● **AIM OF THE EXERCISE**:
Quote from the first line below through the line that contains "pt-[3px] pb-0 leading-[14px]", both included, and leave the pictures out.
— begin SUPPLIED DATA —
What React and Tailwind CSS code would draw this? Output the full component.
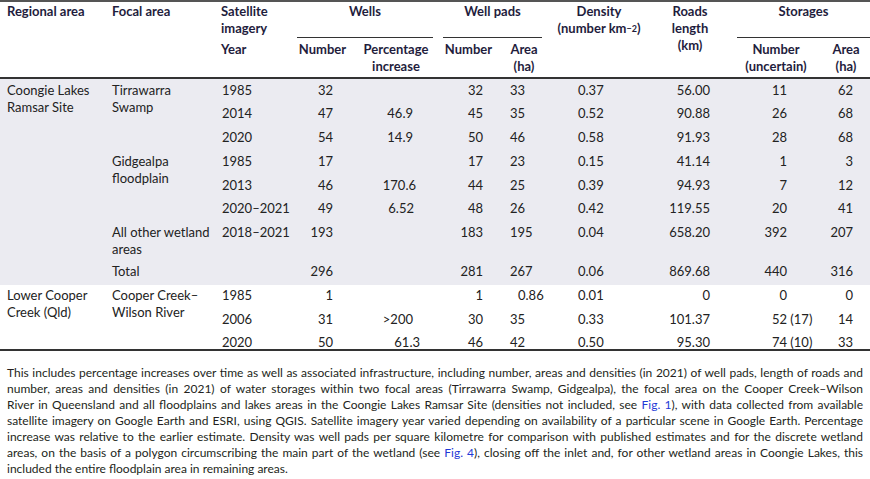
const cols = [105, 109, 76, 65, 82, 63, 48, 102, 80, 92, 48];

const cell = "align-top pt-[2.5px] pb-[4.3px] leading-[17px] whitespace-nowrap";
const lastCell = "align-top pt-[3px] pb-0 leading-[14px] whitespace-nowrap";

const coongie = [
  { year: "1985", wn: "32", pct: "", pnum: "32", parea: "33", dens: "0.37", road: "56.00", sn: "11", sx: "", sa: "62" },
  { year: "2014", wn: "47", pct: "46.9", pnum: "45", parea: "35", dens: "0.52", road: "90.88", sn: "26", sx: "", sa: "68" },
  { year: "2020", wn: "54", pct: "14.9", pnum: "50", parea: "46", dens: "0.58", road: "91.93", sn: "28", sx: "", sa: "68" },
  { year: "1985", wn: "17", pct: "", pnum: "17", parea: "23", dens: "0.15", road: "41.14", sn: "1", sx: "", sa: "3" },
  { year: "2013", wn: "46", pct: "170.6", pctPad: "pr-[21px]", pnum: "44", parea: "25", dens: "0.39", road: "94.93", sn: "7", sx: "", sa: "12" },
  { year: "2020–2021", wn: "49", pct: "6.52", pctPad: "pr-[23px]", pnum: "48", parea: "26", dens: "0.42", road: "119.55", sn: "20", sx: "", sa: "41" },
];

const cooper = [
  { year: "1985", wn: "1", pct: "", pnum: "1", parea: "0.86", pareaPad: "pl-[18px]", dens: "0.01", road: "0", sn: "0", sx: "", sa: "0" },
  { year: "2006", wn: "31", pct: ">200", pnum: "30", parea: "35", dens: "0.33", road: "101.37", sn: "52", sx: " (17)", sa: "14" },
  { year: "2020", wn: "50", pct: "61.3", pctPad: "pr-[17px]", pnum: "46", parea: "42", dens: "0.50", road: "95.30", sn: "74", sx: " (10)", sa: "33", last: true },
];

function Values({ r, yearCell = true }) {
  const c = r.last ? lastCell : cell;
  return (
    <>
      {yearCell && <td className={`${c} pl-[8px]`}>{r.year}</td>}
      <td className={`${c} text-right pr-[22px]`}>{r.wn}</td>
      <td className={`${c} text-right ${r.pctPad || "pr-[24px]"}`}>{r.pct}</td>
      <td className={`${c} text-right pr-[17px]`}>{r.pnum}</td>
      <td className={`${c} ${r.pareaPad || "pl-[10px]"}`}>{r.parea}</td>
      <td className={`${c} pl-[30px]`}>{r.dens}</td>
      <td className={`${c} text-right pr-[20px]`}>{r.road}</td>
      <td className={c}>
        <span className="inline-block w-[57px] text-right">{r.sn}</span>
        {r.sx}
      </td>
      <td className={`${c} text-right pr-[17px]`}>{r.sa}</td>
    </>
  );
}

function Link({ children }) {
  return <span className="text-[#1f3ad6]">{children}</span>;
}

const Line = ({ children, last }) => (
  <div className={last ? "whitespace-nowrap" : "whitespace-nowrap text-justify [text-align-last:justify]"}>{children}</div>
);

export default function App() {
  return (
    <div className="w-[870px] h-[479px] bg-white overflow-hidden text-[#222] [font-family:Lato,'Noto_Sans',sans-serif]">
      <table className="w-[870px] table-fixed border-collapse text-[13px]">
        <colgroup>
          {cols.map((w, i) => (
            <col key={i} style={{ width: w }} />
          ))}
        </colgroup>
        <thead className="text-[#1f1d3d] font-bold">
          <tr className="border-t-2 border-[#555]">
            <th rowSpan={2} className="align-top text-left pl-[7px] pt-[1px] leading-[17px] font-bold">Regional area</th>
            <th rowSpan={2} className="align-top text-left pl-[7px] pt-[1px] leading-[17px] font-bold">Focal area</th>
            <th className="align-top text-left pl-[7px] pt-[1px] pb-[0px] leading-[17px] font-bold">
              Satellite
              <br />
              imagery
            </th>
            <th colSpan={2} className="align-top pt-[1px] leading-[17px] font-bold">
              <div className="ml-[7px] mr-[4px] h-[35px] border-b border-[#333]">Wells</div>
            </th>
            <th colSpan={2} className="align-top pt-[1px] leading-[17px] font-bold">
              <div className="mx-[6px] h-[35px] border-b border-[#333]">Well pads</div>
            </th>
            <th rowSpan={2} className="align-top pt-[1px] leading-[17px] font-bold">
              Density
              <br />
              (number km<sup className="text-[9px] relative -top-[1px]">−2</sup>)
            </th>
            <th rowSpan={2} className="align-top pt-[1px] leading-[17px] font-bold">
              Roads
              <br />
              length
              <br />
              (km)
            </th>
            <th colSpan={2} className="align-top pt-[1px] leading-[17px] font-bold">
              <div className="ml-[7px] h-[35px] border-b border-[#333]">Storages</div>
            </th>
          </tr>
          <tr className="border-b-2 border-[#333]">
            <th className="align-top text-left pl-[7px] pt-[3px] leading-[17px] font-bold">Year</th>
            <th className="align-top pt-[3px] leading-[17px] font-bold">Number</th>
            <th className="align-top pt-[3px] pb-[2px] leading-[17px] font-bold">
              Percentage
              <br />
              increase
            </th>
            <th className="align-top pt-[3px] leading-[17px] font-bold">Number</th>
            <th className="align-top pt-[3px] leading-[17px] font-bold">
              Area
              <br />
              (ha)
            </th>
            <th className="align-top pt-[3px] leading-[17px] font-bold">
              Number
              <br />
              (uncertain)
            </th>
            <th className="align-top pt-[3px] leading-[17px] font-bold">
              Area
              <br />
              (ha)
            </th>
          </tr>
        </thead>
        <tbody className="bg-[#ebebf1]">
          <tr>
            <td rowSpan={8} className={`${cell} pl-[7px]`}>
              Coongie Lakes
              <br />
              Ramsar Site
            </td>
            <td rowSpan={3} className={`${cell} pl-[7px]`}>
              Tirrawarra
              <br />
              Swamp
            </td>
            <Values r={coongie[0]} />
          </tr>
          <tr>
            <Values r={coongie[1]} />
          </tr>
          <tr>
            <Values r={coongie[2]} />
          </tr>
          <tr>
            <td rowSpan={3} className={`${cell} pl-[7px]`}>
              Gidgealpa
              <br />
              floodplain
            </td>
            <Values r={coongie[3]} />
          </tr>
          <tr>
            <Values r={coongie[4]} />
          </tr>
          <tr>
            <Values r={coongie[5]} />
          </tr>
          <tr>
            <td className="align-top pt-[2.5px] pb-[3.5px] leading-[16.5px] pl-[7px] pr-0 whitespace-nowrap">
              All other wetland
              <br />
              areas
            </td>
            <Values r={{ year: "2018–2021", wn: "193", pct: "", pnum: "183", parea: "195", dens: "0.04", road: "658.20", sn: "392", sx: "", sa: "207" }} />
          </tr>
          <tr>
            <td className={`${cell} pl-[7px]`}>Total</td>
            <td className={cell}></td>
            <Values r={{ wn: "296", pct: "", pnum: "281", parea: "267", dens: "0.06", road: "869.68", sn: "440", sx: "", sa: "316" }} yearCell={false} />
          </tr>
        </tbody>
        <tbody className="bg-white border-b-2 border-[#333]">
          <tr>
            <td rowSpan={3} className={`${cell} pl-[7px]`}>
              Lower Cooper
              <br />
              Creek (Qld)
            </td>
            <td rowSpan={3} className={`${cell} pl-[7px]`}>
              Cooper Creek–
              <br />
              Wilson River
            </td>
            <Values r={cooper[0]} />
          </tr>
          <tr>
            <Values r={cooper[1]} />
          </tr>
          <tr>
            <Values r={cooper[2]} />
          </tr>
        </tbody>
      </table>

      <div className="mt-[14px] px-[7px] w-[870px] text-[12px] leading-[16px] text-[#231f20]">
        <Line>
          This includes percentage increases over time as well as associated infrastructure, including number, areas and densities (in 2021) of well pads, length of roads and
        </Line>
        <Line>
          number, areas and densities (in 2021) of water storages within two focal areas (Tirrawarra Swamp, Gidgealpa), the focal area on the Cooper Creek–Wilson
        </Line>
        <Line>
          River in Queensland and all floodplains and lakes areas in the Coongie Lakes Ramsar Site (densities not included, see <Link>Fig. 1</Link>), with data collected from available
        </Line>
        <Line>
          satellite imagery on Google Earth and ESRI, using QGIS. Satellite imagery year varied depending on availability of a particular scene in Google Earth. Percentage
        </Line>
        <Line>
          increase was relative to the earlier estimate. Density was well pads per square kilometre for comparison with published estimates and for the discrete wetland
        </Line>
        <Line>
          areas, on the basis of a polygon circumscribing the main part of the wetland (see <Link>Fig. 4</Link>), closing off the inlet and, for other wetland areas in Coongie Lakes, this
        </Line>
        <Line last>included the entire floodplain area in remaining areas.</Line>
      </div>
    </div>
  );
}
— end SUPPLIED DATA —
● **RESPONSE**:
What React and Tailwind CSS code would draw this? Output the full component.
const cols = [105, 109, 76, 65, 82, 63, 48, 102, 80, 92, 48];

const cell = "align-top pt-[2.5px] pb-[4.3px] leading-[17px] whitespace-nowrap";
const lastCell = "align-top pt-[3px] pb-0 leading-[14px] whitespace-nowrap";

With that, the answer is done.